Problem to work on
Select all lines with the string "page" in them, and copy those lines.

Supplied material
* * * * * * * * *

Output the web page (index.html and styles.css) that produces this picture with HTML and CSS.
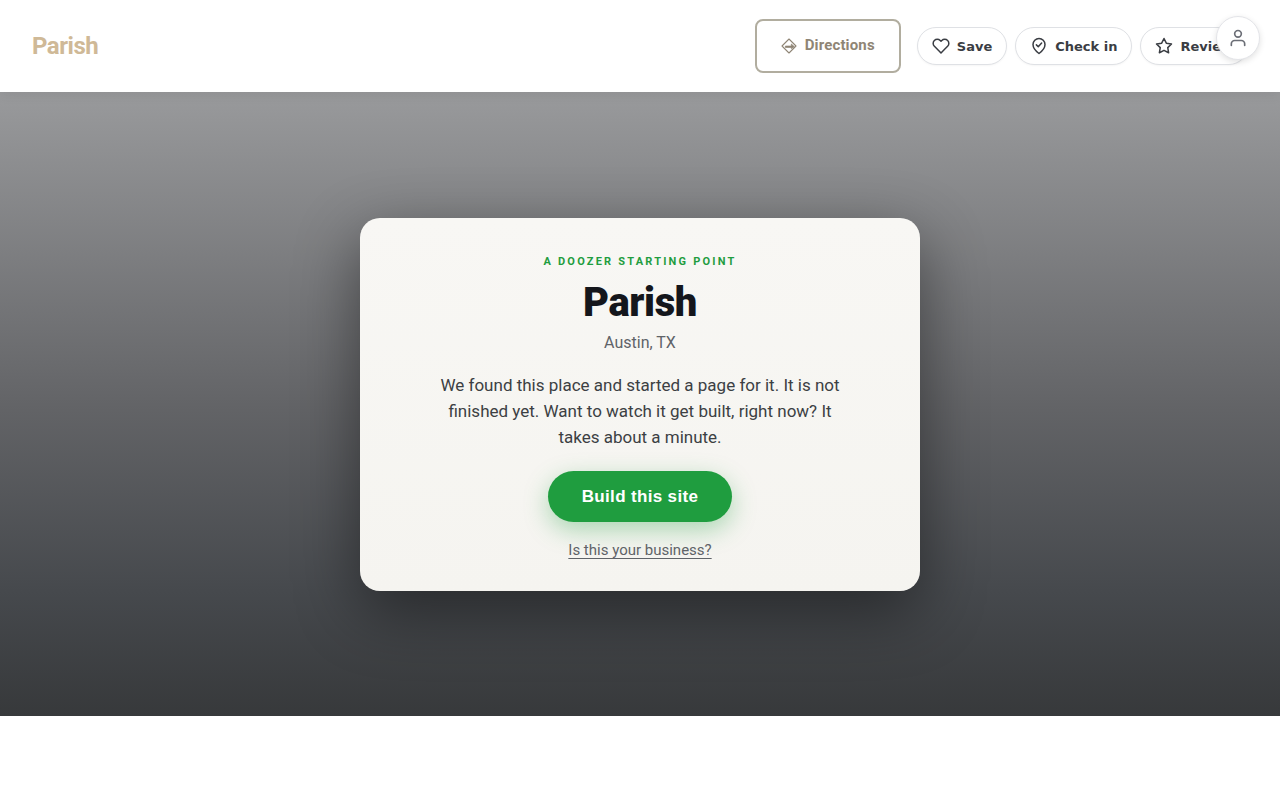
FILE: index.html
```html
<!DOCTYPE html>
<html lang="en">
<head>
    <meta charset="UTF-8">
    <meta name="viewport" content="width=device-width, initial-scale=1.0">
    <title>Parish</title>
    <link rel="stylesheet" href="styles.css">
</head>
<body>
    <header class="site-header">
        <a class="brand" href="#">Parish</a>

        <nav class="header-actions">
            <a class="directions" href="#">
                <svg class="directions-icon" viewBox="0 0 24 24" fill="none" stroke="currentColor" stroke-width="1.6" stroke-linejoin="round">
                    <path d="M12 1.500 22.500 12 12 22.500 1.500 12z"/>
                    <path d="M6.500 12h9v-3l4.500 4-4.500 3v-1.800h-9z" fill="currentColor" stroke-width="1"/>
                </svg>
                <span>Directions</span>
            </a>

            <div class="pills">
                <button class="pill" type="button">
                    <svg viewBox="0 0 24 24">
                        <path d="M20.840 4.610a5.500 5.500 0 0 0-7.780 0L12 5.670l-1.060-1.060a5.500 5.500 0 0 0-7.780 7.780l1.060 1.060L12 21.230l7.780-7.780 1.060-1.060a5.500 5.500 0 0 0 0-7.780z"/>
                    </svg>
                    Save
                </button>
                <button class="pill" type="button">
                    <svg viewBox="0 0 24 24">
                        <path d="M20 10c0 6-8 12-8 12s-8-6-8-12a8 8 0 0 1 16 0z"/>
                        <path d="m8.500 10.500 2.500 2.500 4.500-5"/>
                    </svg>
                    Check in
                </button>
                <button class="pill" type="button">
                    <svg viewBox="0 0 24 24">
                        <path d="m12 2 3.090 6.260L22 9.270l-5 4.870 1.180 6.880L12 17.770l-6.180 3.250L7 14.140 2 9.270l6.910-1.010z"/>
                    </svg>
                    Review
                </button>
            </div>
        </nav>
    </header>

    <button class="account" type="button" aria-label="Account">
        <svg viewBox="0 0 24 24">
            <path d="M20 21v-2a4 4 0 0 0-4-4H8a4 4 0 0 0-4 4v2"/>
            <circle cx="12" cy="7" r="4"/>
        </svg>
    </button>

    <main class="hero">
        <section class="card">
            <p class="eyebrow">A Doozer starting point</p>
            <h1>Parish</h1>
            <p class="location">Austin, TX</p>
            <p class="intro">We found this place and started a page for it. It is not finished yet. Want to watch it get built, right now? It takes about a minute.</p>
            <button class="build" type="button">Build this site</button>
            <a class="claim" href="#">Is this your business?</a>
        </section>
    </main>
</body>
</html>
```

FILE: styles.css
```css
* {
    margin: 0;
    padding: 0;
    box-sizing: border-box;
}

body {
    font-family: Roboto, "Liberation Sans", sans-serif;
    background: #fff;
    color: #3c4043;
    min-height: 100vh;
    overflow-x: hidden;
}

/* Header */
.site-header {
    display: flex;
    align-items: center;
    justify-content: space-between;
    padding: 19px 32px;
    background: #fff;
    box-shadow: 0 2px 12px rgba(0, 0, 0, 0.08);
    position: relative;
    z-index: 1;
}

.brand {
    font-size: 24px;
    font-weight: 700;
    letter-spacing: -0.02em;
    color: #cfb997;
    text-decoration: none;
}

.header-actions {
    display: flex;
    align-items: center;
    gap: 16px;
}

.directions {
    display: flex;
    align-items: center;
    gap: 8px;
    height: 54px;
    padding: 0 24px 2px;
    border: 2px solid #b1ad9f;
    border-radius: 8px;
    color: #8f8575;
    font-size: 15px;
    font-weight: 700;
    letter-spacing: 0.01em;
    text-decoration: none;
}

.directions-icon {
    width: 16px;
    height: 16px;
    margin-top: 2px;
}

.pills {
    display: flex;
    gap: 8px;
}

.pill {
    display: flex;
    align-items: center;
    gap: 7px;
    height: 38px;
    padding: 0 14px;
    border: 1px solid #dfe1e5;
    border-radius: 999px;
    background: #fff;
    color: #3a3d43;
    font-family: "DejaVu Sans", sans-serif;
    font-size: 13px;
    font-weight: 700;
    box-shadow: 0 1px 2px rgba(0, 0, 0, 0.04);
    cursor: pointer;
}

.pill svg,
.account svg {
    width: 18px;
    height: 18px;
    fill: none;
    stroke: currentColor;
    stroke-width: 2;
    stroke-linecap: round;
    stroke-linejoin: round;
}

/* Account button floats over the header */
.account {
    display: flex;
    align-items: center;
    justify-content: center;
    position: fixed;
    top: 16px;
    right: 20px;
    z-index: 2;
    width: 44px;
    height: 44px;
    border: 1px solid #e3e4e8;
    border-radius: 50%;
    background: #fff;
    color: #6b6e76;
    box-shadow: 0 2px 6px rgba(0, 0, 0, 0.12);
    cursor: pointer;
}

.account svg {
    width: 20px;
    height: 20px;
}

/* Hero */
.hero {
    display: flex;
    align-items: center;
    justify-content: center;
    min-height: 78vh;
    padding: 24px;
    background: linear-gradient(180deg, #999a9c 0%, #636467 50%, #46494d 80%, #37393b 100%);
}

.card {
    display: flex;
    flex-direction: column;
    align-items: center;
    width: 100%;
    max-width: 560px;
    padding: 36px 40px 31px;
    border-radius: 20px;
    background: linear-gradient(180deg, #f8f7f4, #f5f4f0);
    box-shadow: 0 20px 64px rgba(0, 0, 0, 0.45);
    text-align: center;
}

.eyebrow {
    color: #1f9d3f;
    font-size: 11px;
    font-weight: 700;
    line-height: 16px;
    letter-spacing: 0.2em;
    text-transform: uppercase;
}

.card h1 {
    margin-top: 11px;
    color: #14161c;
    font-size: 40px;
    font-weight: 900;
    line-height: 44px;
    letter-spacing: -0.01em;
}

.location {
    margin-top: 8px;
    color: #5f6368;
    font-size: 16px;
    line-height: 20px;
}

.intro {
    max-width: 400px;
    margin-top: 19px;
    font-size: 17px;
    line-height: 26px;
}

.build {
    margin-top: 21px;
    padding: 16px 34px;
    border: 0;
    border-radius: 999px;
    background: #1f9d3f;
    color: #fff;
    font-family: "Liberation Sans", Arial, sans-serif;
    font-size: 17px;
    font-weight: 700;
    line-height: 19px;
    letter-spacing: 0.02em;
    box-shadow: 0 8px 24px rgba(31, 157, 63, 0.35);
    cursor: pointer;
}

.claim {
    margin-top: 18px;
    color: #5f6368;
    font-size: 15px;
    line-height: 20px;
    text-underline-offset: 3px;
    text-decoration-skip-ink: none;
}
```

* * * * * * * * *

Response
Output the web page (index.html and styles.css) that produces this picture with HTML and CSS.
            <p class="intro">We found this place and started a page for it. It is not finished yet. Want to watch it get built, right now? It takes about a minute.</p>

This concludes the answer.